| Task brief |
Your task is to filter the data below down to the lines holding "index".

| Records for processing |
☆ ☆ ☆ ☆

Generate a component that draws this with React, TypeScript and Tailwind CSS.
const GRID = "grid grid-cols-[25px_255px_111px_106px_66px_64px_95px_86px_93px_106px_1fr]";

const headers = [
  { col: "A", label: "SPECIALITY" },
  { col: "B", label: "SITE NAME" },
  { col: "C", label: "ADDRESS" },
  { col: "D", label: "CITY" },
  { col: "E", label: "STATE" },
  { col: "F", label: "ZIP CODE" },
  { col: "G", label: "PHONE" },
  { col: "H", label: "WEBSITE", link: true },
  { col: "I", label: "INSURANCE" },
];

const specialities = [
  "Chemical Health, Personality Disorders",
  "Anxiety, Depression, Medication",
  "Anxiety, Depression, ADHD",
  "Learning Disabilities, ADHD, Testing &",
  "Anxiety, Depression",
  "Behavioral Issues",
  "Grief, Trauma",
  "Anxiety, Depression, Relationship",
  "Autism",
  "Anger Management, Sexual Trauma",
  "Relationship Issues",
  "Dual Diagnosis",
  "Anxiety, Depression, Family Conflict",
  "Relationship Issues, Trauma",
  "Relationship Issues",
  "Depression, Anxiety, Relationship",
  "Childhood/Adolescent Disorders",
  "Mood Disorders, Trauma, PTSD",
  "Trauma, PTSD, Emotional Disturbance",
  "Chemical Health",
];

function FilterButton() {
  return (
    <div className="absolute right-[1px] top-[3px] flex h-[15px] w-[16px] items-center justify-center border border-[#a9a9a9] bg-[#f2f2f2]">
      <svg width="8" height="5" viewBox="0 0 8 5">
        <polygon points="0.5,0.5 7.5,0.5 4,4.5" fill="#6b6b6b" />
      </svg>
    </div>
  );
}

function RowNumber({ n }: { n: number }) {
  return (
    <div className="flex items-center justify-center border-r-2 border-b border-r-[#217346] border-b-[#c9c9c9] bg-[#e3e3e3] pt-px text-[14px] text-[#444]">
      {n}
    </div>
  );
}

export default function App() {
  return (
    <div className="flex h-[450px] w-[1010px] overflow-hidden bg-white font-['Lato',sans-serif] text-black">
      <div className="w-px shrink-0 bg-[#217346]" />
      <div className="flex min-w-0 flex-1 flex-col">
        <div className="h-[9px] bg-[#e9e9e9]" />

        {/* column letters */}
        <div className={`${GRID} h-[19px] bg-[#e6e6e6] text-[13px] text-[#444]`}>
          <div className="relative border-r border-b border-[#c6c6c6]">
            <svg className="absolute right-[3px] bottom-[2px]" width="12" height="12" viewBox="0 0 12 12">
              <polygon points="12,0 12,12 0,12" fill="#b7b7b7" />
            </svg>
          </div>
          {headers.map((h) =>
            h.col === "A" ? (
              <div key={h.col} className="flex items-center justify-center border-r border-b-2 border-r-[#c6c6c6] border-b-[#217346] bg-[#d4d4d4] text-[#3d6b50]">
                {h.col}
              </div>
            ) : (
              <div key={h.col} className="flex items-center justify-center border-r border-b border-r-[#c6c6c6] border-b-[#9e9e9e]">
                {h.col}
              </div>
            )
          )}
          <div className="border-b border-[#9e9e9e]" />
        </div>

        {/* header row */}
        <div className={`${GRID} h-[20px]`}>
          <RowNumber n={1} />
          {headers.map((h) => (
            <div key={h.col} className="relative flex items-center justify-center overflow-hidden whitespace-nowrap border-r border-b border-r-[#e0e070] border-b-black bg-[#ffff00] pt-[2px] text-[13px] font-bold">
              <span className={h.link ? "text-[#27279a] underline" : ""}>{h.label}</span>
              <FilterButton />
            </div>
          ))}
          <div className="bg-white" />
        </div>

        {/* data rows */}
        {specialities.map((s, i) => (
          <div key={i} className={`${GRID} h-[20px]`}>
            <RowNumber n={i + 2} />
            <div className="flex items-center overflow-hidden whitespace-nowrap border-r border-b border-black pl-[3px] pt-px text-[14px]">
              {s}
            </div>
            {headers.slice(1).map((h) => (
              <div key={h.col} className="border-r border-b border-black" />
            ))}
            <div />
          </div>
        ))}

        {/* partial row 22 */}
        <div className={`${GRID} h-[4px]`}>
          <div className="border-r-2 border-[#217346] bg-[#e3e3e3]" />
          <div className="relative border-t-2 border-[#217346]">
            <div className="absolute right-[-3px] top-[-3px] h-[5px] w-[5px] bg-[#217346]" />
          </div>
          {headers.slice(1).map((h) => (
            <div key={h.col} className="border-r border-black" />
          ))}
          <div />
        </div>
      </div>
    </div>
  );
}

☆ ☆ ☆ ☆

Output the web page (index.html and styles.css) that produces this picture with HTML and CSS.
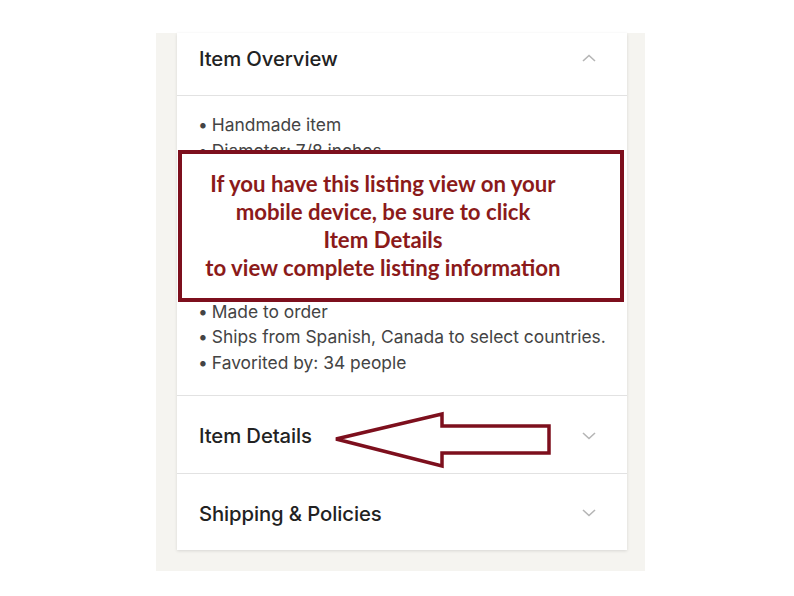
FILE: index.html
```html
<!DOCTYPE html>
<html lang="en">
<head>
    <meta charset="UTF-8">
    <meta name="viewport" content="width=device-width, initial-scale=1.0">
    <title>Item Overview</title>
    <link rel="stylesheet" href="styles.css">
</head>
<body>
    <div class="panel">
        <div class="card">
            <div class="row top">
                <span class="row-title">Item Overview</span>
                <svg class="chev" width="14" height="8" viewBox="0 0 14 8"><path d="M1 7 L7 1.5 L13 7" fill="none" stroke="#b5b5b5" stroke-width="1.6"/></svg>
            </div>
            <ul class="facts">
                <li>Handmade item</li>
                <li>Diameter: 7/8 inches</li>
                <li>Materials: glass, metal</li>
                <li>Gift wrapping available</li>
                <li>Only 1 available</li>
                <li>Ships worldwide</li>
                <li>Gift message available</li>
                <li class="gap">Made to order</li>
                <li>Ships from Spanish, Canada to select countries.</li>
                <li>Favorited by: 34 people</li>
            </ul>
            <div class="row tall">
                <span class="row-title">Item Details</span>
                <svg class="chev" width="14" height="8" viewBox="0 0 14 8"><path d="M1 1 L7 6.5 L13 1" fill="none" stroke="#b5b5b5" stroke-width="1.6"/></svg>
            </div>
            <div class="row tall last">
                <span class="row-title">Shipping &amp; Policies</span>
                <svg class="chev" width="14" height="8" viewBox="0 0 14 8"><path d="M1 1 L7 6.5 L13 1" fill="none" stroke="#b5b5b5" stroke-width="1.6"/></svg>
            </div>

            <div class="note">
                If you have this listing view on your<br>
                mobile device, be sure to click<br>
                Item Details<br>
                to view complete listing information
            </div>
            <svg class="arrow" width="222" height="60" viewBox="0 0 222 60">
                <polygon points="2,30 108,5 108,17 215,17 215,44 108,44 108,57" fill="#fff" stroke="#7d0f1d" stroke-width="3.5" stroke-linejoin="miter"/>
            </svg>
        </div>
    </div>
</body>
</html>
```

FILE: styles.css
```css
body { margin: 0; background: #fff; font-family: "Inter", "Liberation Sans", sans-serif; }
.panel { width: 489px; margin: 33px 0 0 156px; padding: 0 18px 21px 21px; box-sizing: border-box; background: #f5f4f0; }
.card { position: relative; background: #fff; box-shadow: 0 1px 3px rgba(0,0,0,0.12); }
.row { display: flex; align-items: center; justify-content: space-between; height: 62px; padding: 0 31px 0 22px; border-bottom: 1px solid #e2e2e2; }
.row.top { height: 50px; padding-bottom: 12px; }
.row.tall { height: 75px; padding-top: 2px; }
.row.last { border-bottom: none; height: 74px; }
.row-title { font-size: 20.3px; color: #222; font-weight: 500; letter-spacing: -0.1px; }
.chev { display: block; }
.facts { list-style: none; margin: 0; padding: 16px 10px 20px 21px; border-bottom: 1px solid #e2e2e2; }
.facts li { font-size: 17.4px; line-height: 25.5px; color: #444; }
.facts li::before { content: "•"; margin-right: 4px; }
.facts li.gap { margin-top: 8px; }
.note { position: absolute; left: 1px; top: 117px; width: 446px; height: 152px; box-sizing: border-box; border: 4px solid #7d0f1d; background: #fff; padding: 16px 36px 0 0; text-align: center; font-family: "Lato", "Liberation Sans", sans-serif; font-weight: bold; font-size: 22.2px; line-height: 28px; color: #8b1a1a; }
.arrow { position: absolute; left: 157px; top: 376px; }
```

☆ ☆ ☆ ☆

| Answer to the task |
Output the web page (index.html and styles.css) that produces this picture with HTML and CSS.
FILE: index.html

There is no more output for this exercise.